_The task_
Report how many lines hold the string "this". Give the number and nothing else.

### Exercise material ###

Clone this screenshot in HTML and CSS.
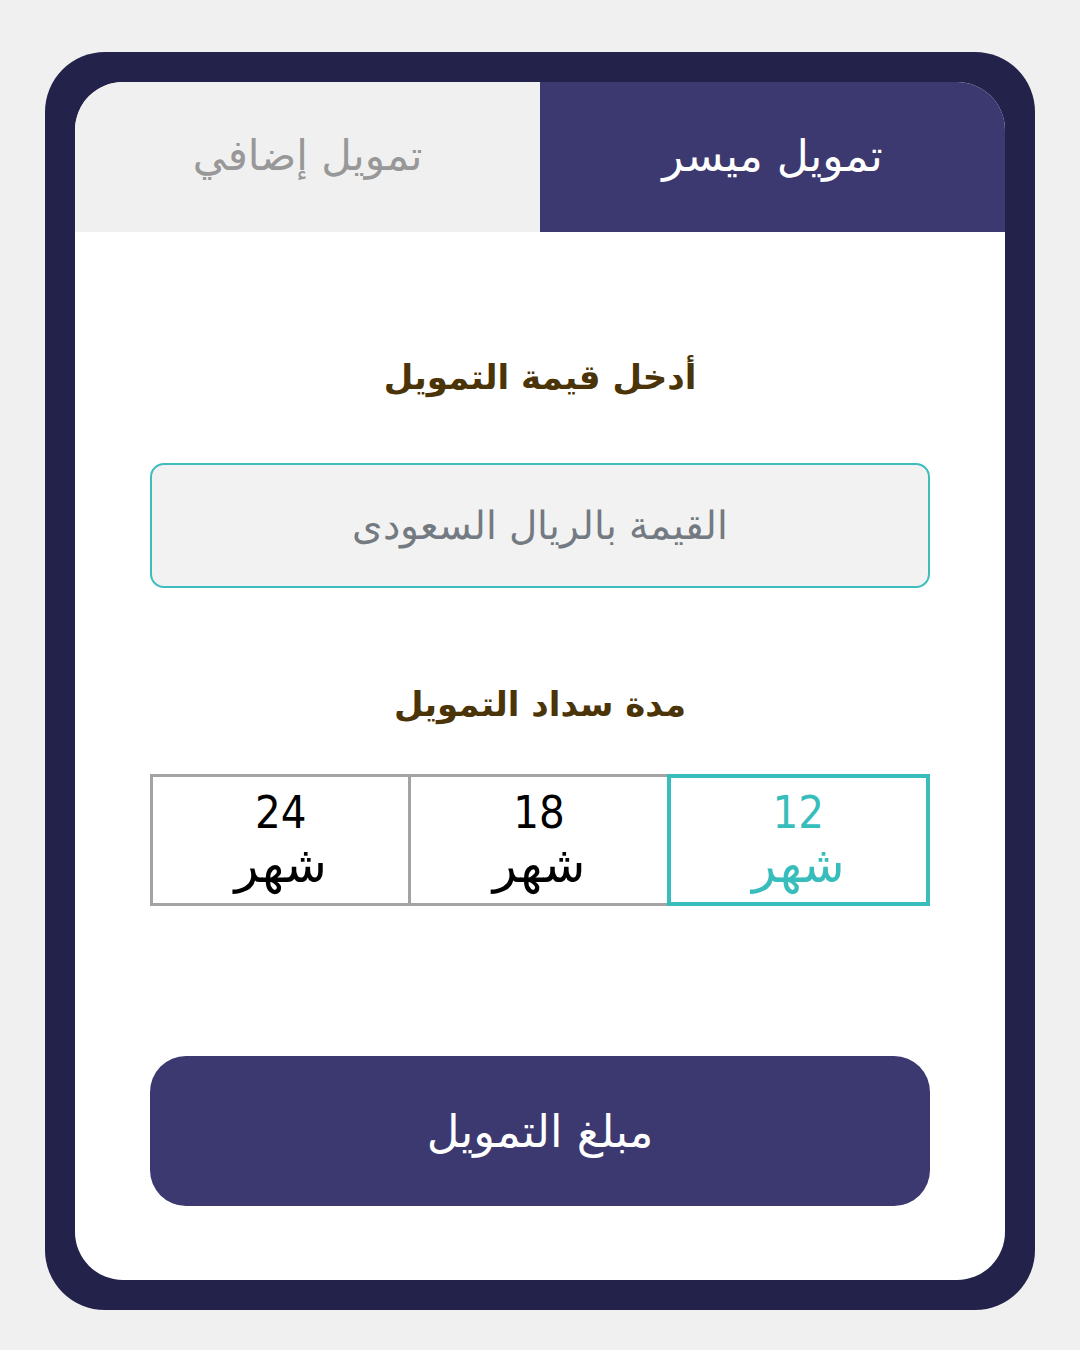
FILE: index.html
```html
<!DOCTYPE html>
<html lang="ar" dir="rtl">
<head>
<meta charset="utf-8">
<link rel="stylesheet" href="styles.css">
</head>
<body>
<div class="frame">
  <div class="card">
    <div class="tabs">
      <div class="tab active">تمويل ميسر</div>
      <div class="tab">تمويل إضافي</div>
    </div>
    <div class="body">
      <div class="label label-amount">أدخل قيمة التمويل</div>
      <div class="input"><span class="placeholder">القيمة بالريال السعودى</span></div>
      <div class="label label-period">مدة سداد التمويل</div>
      <div class="periods">
        <div class="period selected"><span class="num">12</span><span class="unit">شهر</span></div>
        <div class="period"><span class="num">18</span><span class="unit">شهر</span></div>
        <div class="period"><span class="num">24</span><span class="unit">شهر</span></div>
      </div>
      <div class="button">مبلغ التمويل</div>
    </div>
  </div>
</div>
</body>
</html>
```
FILE: styles.css
```css
html, body {
  margin: 0;
  padding: 0;
  background: #f0f0f0;
}
body {
  width: 1080px;
  height: 1350px;
  font-family: "DejaVu Sans", sans-serif;
}
.frame {
  margin: 52px 45px 0 45px;
  width: 990px;
  height: 1258px;
  box-sizing: border-box;
  background: #22224a;
  border-radius: 60px;
  padding: 30px;
}
.card {
  width: 930px;
  height: 1198px;
  background: #ffffff;
  border-radius: 48px;
  overflow: hidden;
  display: flex;
  flex-direction: column;
}
.tabs {
  display: flex;
  height: 150px;
}
.tab {
  flex: 1;
  display: flex;
  align-items: center;
  justify-content: center;
  background: #f0f0f0;
  color: #989898;
  font-size: 42px;
  padding-bottom: 4px;
  box-sizing: border-box;
}
.tab.active {
  background: #3c3870;
  color: #ffffff;
  font-size: 44px;
}
.body {
  padding: 0 75px;
  display: flex;
  flex-direction: column;
}
.label {
  text-align: center;
  color: #4a3408;
  font-weight: bold;
  font-size: 34px;
  line-height: 40px;
}
.label-amount {
  margin-top: 125px;
}
.input {
  margin-top: 66px;
  height: 125px;
  box-sizing: border-box;
  border: 2.5px solid #3dbdbd;
  border-radius: 14px;
  background: #f2f2f2;
  display: flex;
  align-items: center;
  justify-content: center;
}
.placeholder {
  color: #737a82;
  font-size: 38.5px;
  font-weight: 300;
}
.label-period {
  margin-top: 96px;
}
.periods {
  margin-top: 50px;
  display: flex;
  height: 132px;
}
.period {
  flex: 1;
  box-sizing: border-box;
  border: 3px solid #a3a3a3;
  display: flex;
  flex-direction: column;
  align-items: center;
  justify-content: center;
  color: #000000;
}
.period + .period {
  border-right: 0;
}
.period.selected {
  border: 4px solid #38bdbd;
  color: #38bdbd;
}
.num {
  font-family: "DejaVu Sans Condensed", "DejaVu Sans", sans-serif;
  font-size: 45px;
  line-height: 50px;
}
.unit {
  font-size: 50px;
  line-height: 54px;
}
.button {
  margin-top: 150px;
  height: 150px;
  border-radius: 36px;
  background: #3c3870;
  color: #ffffff;
  font-size: 45px;
  display: flex;
  align-items: center;
  justify-content: center;
}
```
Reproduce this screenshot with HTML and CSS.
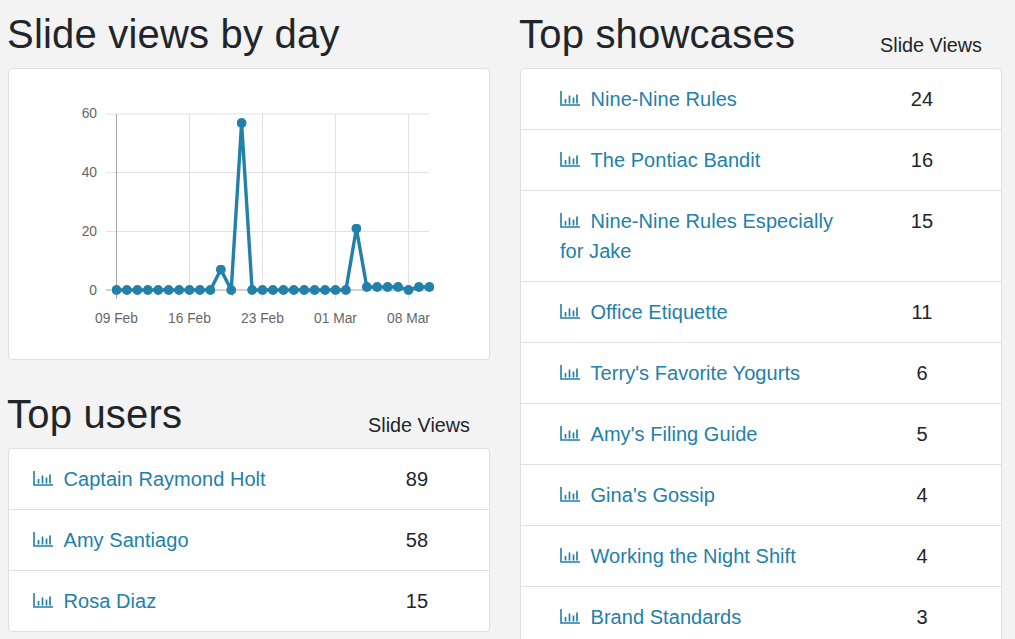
FILE: index.html
```html
<!DOCTYPE html>
<html lang="en">
<head>
    <meta charset="UTF-8">
    <title>Analytics</title>
    <link rel="stylesheet" href="styles.css">
</head>
<body>
    <svg class="icon-defs" width="0" height="0">
        <symbol id="bars" viewBox="0 0 20 15">
            <path d="M1 0V14H20" fill="none" stroke="currentColor" stroke-width="1.6"/>
            <path d="M5.5 12.5V8M9.5 12.5V4.5M13.5 12.5V6.5M17 12.5V3.5" fill="none" stroke="currentColor" stroke-width="1.7"/>
        </symbol>
    </svg>

    <div class="columns">
        <div class="column">
            <div class="section-head">
                <h2>Slide views by day</h2>
            </div>
            <div class="card chart-card">
                <svg class="chart" width="480" height="290" viewBox="9 69 480 290">
                    <defs>
                        <marker id="dot" markerUnits="userSpaceOnUse" markerWidth="10" markerHeight="10" refX="5" refY="5">
                            <circle cx="5" cy="5" r="4.9" fill="#2280a9"/>
                        </marker>
                    </defs>
                    <g class="grid">
                        <path d="M106 114H429.5M106 172.5H429.5M106 231.5H429.5"/>
                        <path d="M189.5 114V299M262.5 114V299M335.5 114V299M408.5 114V299"/>
                    </g>
                    <g class="axis">
                        <path d="M116.5 114V299M106 290H429.5"/>
                    </g>
                    <g class="labels-y">
                        <text x="97" y="118">60</text>
                        <text x="97" y="177">40</text>
                        <text x="97" y="236">20</text>
                        <text x="97" y="295">0</text>
                    </g>
                    <g class="labels-x">
                        <text x="116.5" y="323">09 Feb</text>
                        <text x="189.5" y="323">16 Feb</text>
                        <text x="262.5" y="323">23 Feb</text>
                        <text x="335.5" y="323">01 Mar</text>
                        <text x="408.5" y="323">08 Mar</text>
                    </g>
                    <polyline class="line" points="116.5,290 126.9,290 137.4,290 147.8,290 158.2,290 168.6,290 179.1,290 189.5,290 199.9,290 210.4,290 220.8,269.5 231.2,290 241.6,123 252.1,290 262.5,290 272.9,290 283.4,290 293.8,290 304.2,290 314.6,290 325.1,290 335.5,290 345.9,290 356.4,228.5 366.8,287 377.2,287 387.6,287 398.1,287 408.5,290 418.9,287 429.4,287"/>
                </svg>
            </div>

            <div class="section-head users-head">
                <h2>Top users</h2>
                <span class="views-label">Slide Views</span>
            </div>
            <div class="card">
                <div class="row user-row">
                    <a class="name" href="#"><svg class="bar-icon"><use href="#bars"/></svg>Captain Raymond Holt</a>
                    <span class="count">89</span>
                </div>
                <div class="row user-row">
                    <a class="name" href="#"><svg class="bar-icon"><use href="#bars"/></svg>Amy Santiago</a>
                    <span class="count">58</span>
                </div>
                <div class="row user-row">
                    <a class="name" href="#"><svg class="bar-icon"><use href="#bars"/></svg>Rosa Diaz</a>
                    <span class="count">15</span>
                </div>
            </div>
        </div>

        <div class="column">
            <div class="section-head">
                <h2>Top showcases</h2>
                <span class="views-label">Slide Views</span>
            </div>
            <div class="card">
                <div class="row show-row">
                    <a class="name" href="#"><svg class="bar-icon"><use href="#bars"/></svg>Nine-Nine Rules</a>
                    <span class="count">24</span>
                </div>
                <div class="row show-row">
                    <a class="name" href="#"><svg class="bar-icon"><use href="#bars"/></svg>The Pontiac Bandit</a>
                    <span class="count">16</span>
                </div>
                <div class="row show-row">
                    <a class="name" href="#"><svg class="bar-icon"><use href="#bars"/></svg>Nine-Nine Rules Especially for Jake</a>
                    <span class="count">15</span>
                </div>
                <div class="row show-row">
                    <a class="name" href="#"><svg class="bar-icon"><use href="#bars"/></svg>Office Etiquette</a>
                    <span class="count">11</span>
                </div>
                <div class="row show-row">
                    <a class="name" href="#"><svg class="bar-icon"><use href="#bars"/></svg>Terry's Favorite Yogurts</a>
                    <span class="count">6</span>
                </div>
                <div class="row show-row">
                    <a class="name" href="#"><svg class="bar-icon"><use href="#bars"/></svg>Amy's Filing Guide</a>
                    <span class="count">5</span>
                </div>
                <div class="row show-row">
                    <a class="name" href="#"><svg class="bar-icon"><use href="#bars"/></svg>Gina's Gossip</a>
                    <span class="count">4</span>
                </div>
                <div class="row show-row">
                    <a class="name" href="#"><svg class="bar-icon"><use href="#bars"/></svg>Working the Night Shift</a>
                    <span class="count">4</span>
                </div>
                <div class="row show-row">
                    <a class="name" href="#"><svg class="bar-icon"><use href="#bars"/></svg>Brand Standards</a>
                    <span class="count">3</span>
                </div>
            </div>
        </div>
    </div>
</body>
</html>
```

FILE: styles.css
```css
html, body {
    height: 100%;
    overflow: hidden;
}

body {
    font-family: "Liberation Sans", Arial, sans-serif;
    background: #f3f3f3;
    color: #212529;
    margin: 0;
}

.icon-defs {
    display: block;
    height: 0;
}

.columns {
    display: grid;
    grid-template-columns: 482px 482px;
    column-gap: 30px;
    padding: 0 13px 0 8px;
}

.section-head {
    display: flex;
    justify-content: space-between;
    align-items: flex-end;
    height: 68px;
}

.users-head {
    height: 68px;
    margin-top: 20px;
}

h2 {
    font-size: 40px;
    font-weight: 400;
    letter-spacing: 0.2px;
    line-height: 46px;
    margin: 0 0 11px -1px;
}

.views-label {
    font-size: 19.8px;
    line-height: 22px;
    margin: 0 20px 12px 0;
}

.card {
    background: #fff;
    border: 1px solid #dfdfdf;
    border-radius: 4px;
}

.chart-card {
    height: 292px;
    box-sizing: border-box;
}

.chart {
    display: block;
}

.grid path {
    fill: none;
    stroke: #e2e2e2;
    stroke-width: 1;
}

.axis path {
    fill: none;
    stroke: #a5a5a5;
    stroke-width: 1;
}

.labels-y text,
.labels-x text {
    font-size: 13.8px;
    fill: #666;
}

.labels-y text {
    text-anchor: end;
}

.labels-x text {
    text-anchor: middle;
}

.line {
    fill: none;
    stroke: #2280a9;
    stroke-width: 3.4;
    marker-start: url(#dot);
    marker-mid: url(#dot);
    marker-end: url(#dot);
}

.row {
    display: flex;
    font-size: 20px;
    letter-spacing: 0.05px;
    line-height: 30px;
    padding: 15px 0;
    border-bottom: 1px solid #dfdfdf;
}

.row:last-child {
    border-bottom: 0;
}

.user-row {
    padding-left: 24px;
}

.show-row {
    padding-left: 39px;
}

.name {
    color: #2280a9;
    text-decoration: none;
    flex: 1;
}

.count {
    text-align: center;
}

.user-row .count {
    width: 144px;
}

.show-row .count {
    width: 158px;
}

.user-row .name {
    padding-right: 20px;
}

.bar-icon {
    width: 20px;
    height: 15px;
    margin-right: 10.5px;
}
```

###

_Full response_
2